La eterna quimera de todas las niñas
abandonadas venía entonces a tocarle en la frente con sus alas de oro. Veía detenerse un soberbio carruaje en la puerta del huerto; una hermosa señora la llamaba: «¡Hija mía!..., por fin te encuentro»; ni más ni menos que en la leyenda; después, los trajes magníficos, un palacio por casa, y, al final, como no hay príncipes disponibles a todas horas para casarse, contentábase modestamente con hacer su marido al señorito.
¿Quién sabe?... Y cuando
más esperanzada se ponía en el futuro, la realidad la despertaba en forma de brutal terronazo, mientras el viejo decía con voz áspera:
-¡Arre!, que ya es hora.
Y otra vez al trabajo, a dar tormento a la tierra, que se quejaba cubriéndose de flores.

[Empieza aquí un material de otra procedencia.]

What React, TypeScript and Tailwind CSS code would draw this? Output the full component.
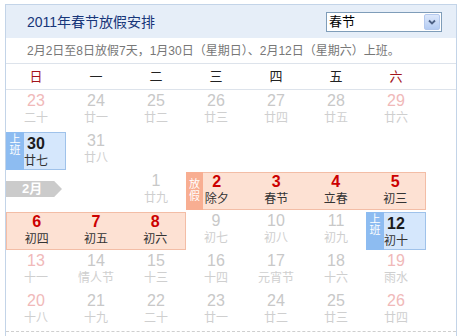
import { FC } from 'react';
import clsx from 'clsx';

type Tone = 'gray' | 'pink';

interface DayProps {
  n: number;
  l: string;
  tone?: Tone;
}

const weekdays = ['日', '一', '二', '三', '四', '五', '六'];

const Day: FC<DayProps> = ({ n, l, tone = 'gray' }) => (
  <div className="flex h-10 flex-col items-center pt-px">
    <span
      className={clsx(
        'text-[16px] leading-[18px]',
        tone === 'pink' ? 'text-[#f0b9b9]' : 'text-[#c8c8c8]'
      )}
    >
      {n}
    </span>
    <span className="text-[12px] leading-[16px] text-[#cfcfcf]">{l}</span>
  </div>
);

const WorkDay: FC<{ n: number; l: string }> = ({ n, l }) => (
  <div className="relative my-px flex h-[38px] flex-col items-center border border-[#9fc2ea] bg-[#d5e7fc]">
    <div className="absolute -left-px -top-px flex h-[38px] w-[18px] flex-col items-center bg-[#8dbcf1] pt-[2px] text-[11px] leading-[11px] text-white">
      <span>上</span>
      <span>班</span>
    </div>
    <span className="pt-[2px] text-[16px] font-bold leading-[18px] text-[#1c1c1c]">{n}</span>
    <span className="text-[12px] leading-[16px] text-[#333]">{l}</span>
  </div>
);

const Band: FC<{ span: string; days: [number, string][]; tag?: boolean }> = ({
  span,
  days,
  tag,
}) => (
  <div className={clsx('relative my-px flex h-[38px] border border-[#f3bda6] bg-[#fde1d3]', span)}>
    {tag && (
      <div className="absolute -left-px -top-px flex h-[38px] w-[17px] flex-col items-center justify-center bg-[#f8ae92] pb-[2px] text-[11px] leading-[12px] text-white">
        <span>放</span>
        <span>假</span>
      </div>
    )}
    {days.map(([n, l]) => (
      <div key={n} className="flex flex-1 flex-col items-center">
        <span className="text-[16px] font-bold leading-[18px] text-[#cc0000]">{n}</span>
        <span className="text-[12px] leading-[16px] text-[#333]">{l}</span>
      </div>
    ))}
  </div>
);

const row1: DayProps[] = [
  { n: 23, l: '二十', tone: 'pink' },
  { n: 24, l: '廿一' },
  { n: 25, l: '廿二' },
  { n: 26, l: '廿三' },
  { n: 27, l: '廿四' },
  { n: 28, l: '廿五' },
  { n: 29, l: '廿六', tone: 'pink' },
];

const row5: DayProps[] = [
  { n: 13, l: '十一', tone: 'pink' },
  { n: 14, l: '情人节' },
  { n: 15, l: '十三' },
  { n: 16, l: '十四' },
  { n: 17, l: '元宵节' },
  { n: 18, l: '十六' },
  { n: 19, l: '雨水', tone: 'pink' },
];

const row6: DayProps[] = [
  { n: 20, l: '十八', tone: 'pink' },
  { n: 21, l: '十九' },
  { n: 22, l: '二十' },
  { n: 23, l: '廿一' },
  { n: 24, l: '廿二' },
  { n: 25, l: '廿三' },
  { n: 26, l: '廿四', tone: 'pink' },
];

const App: FC = () => (
  <div className="h-[336px] w-[459px] overflow-hidden bg-white pl-[5px] pt-[4px] font-['Liberation_Sans','Noto_Sans_CJK_SC',sans-serif]">
    <div className="h-[340px] w-[452px] border border-[#c3d4e8]">
      {/* header */}
      <div className="flex h-[33px] items-center justify-between bg-[#e6eef8] pl-[21px] pr-[14px]">
        <span className="text-[14px] leading-[18px] text-[#17367a]">2011年春节放假安排</span>
        <div className="flex h-5 w-[116px] items-center border border-[#7f9db9] bg-white">
          <span className="flex-1 pl-[2px] text-[13px] leading-[18px] text-black">春节</span>
          <span className="mr-px flex h-4 w-4 items-center justify-center rounded-[2px] border border-[#b4c9ee] bg-gradient-to-b from-[#dde8fb] to-[#b4ccf3]">
            <svg width="8" height="6" viewBox="0 0 8 6">
              <path d="M1 1.5 L4 4.5 L7 1.5" fill="none" stroke="#4d6185" strokeWidth="1.8" />
            </svg>
          </span>
        </div>
      </div>
      <div className="flex h-[26px] items-center border-b border-[#dde3eb] pl-[21px] text-[12px] leading-[16px] text-[#777]">
        2月2日至8日放假7天，1月30日（星期日）、2月12日（星期六）上班。
      </div>
      <div className="h-[26px] border-b border-[#dde3eb]">
        <div className="grid h-full w-[420px] grid-cols-7 items-center text-[13px]">
          {weekdays.map((w, i) => (
            <span
              key={w}
              className={clsx('text-center', i === 0 || i === 6 ? 'text-[#a3141b]' : 'text-[#222]')}
            >
              {w}
            </span>
          ))}
        </div>
      </div>

      {/* days */}
      <div className="w-[420px] pt-px">
        <div className="grid grid-cols-7">
          {row1.map((d) => (
            <Day key={d.n} {...d} />
          ))}
        </div>
        <div className="grid grid-cols-7">
          <WorkDay n={30} l="廿七" />
          <Day n={31} l="廿八" />
        </div>
        <div className="grid grid-cols-7">
          <div className="col-span-2 pt-[10px]">
            <div className="flex h-4 w-[56px] items-center bg-[#cbcbcb] pl-[16px] text-[13px] font-bold leading-4 text-white [clip-path:polygon(0_0,86%_0,100%_50%,86%_100%,0_100%)]">
              2月
            </div>
          </div>
          <Day n={1} l="廿九" />
          <Band
            span="col-span-4"
            tag
            days={[
              [2, '除夕'],
              [3, '春节'],
              [4, '立春'],
              [5, '初三'],
            ]}
          />
        </div>
        <div className="grid grid-cols-7">
          <Band
            span="col-span-3"
            days={[
              [6, '初四'],
              [7, '初五'],
              [8, '初六'],
            ]}
          />
          <Day n={9} l="初七" />
          <Day n={10} l="初八" />
          <Day n={11} l="初九" />
          <WorkDay n={12} l="初十" />
        </div>
        <div className="grid grid-cols-7">
          {row5.map((d) => (
            <Day key={d.n} {...d} />
          ))}
        </div>
        <div className="grid grid-cols-7">
          {row6.map((d) => (
            <Day key={d.n} {...d} />
          ))}
        </div>
      </div>
      <div className="w-[450px] border-t border-dashed border-[#cfcfcf]" />
    </div>
  </div>
);

export default App;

El sol caldeaba el huerto, haciendo estallar las cortezas de los árboles, en las tibias madrugadas sudábase al trabajar como si fuese mediodía, y a pesar de esto, la Borda, cada vez más delgada y tosiendo más.
Parecía que el color y la vida que faltaban en su rostro se lo arrebataban las flores, a las que besaba con inexplicable tristeza.
Nadie pensó en llamar al
médico. ¿Para qué? Los médicos cuestan dinero, y el tío Tófol no creía en ellos. Los animales saben menos que las personas y lo pasan tan ricamente sin médicos no boticas.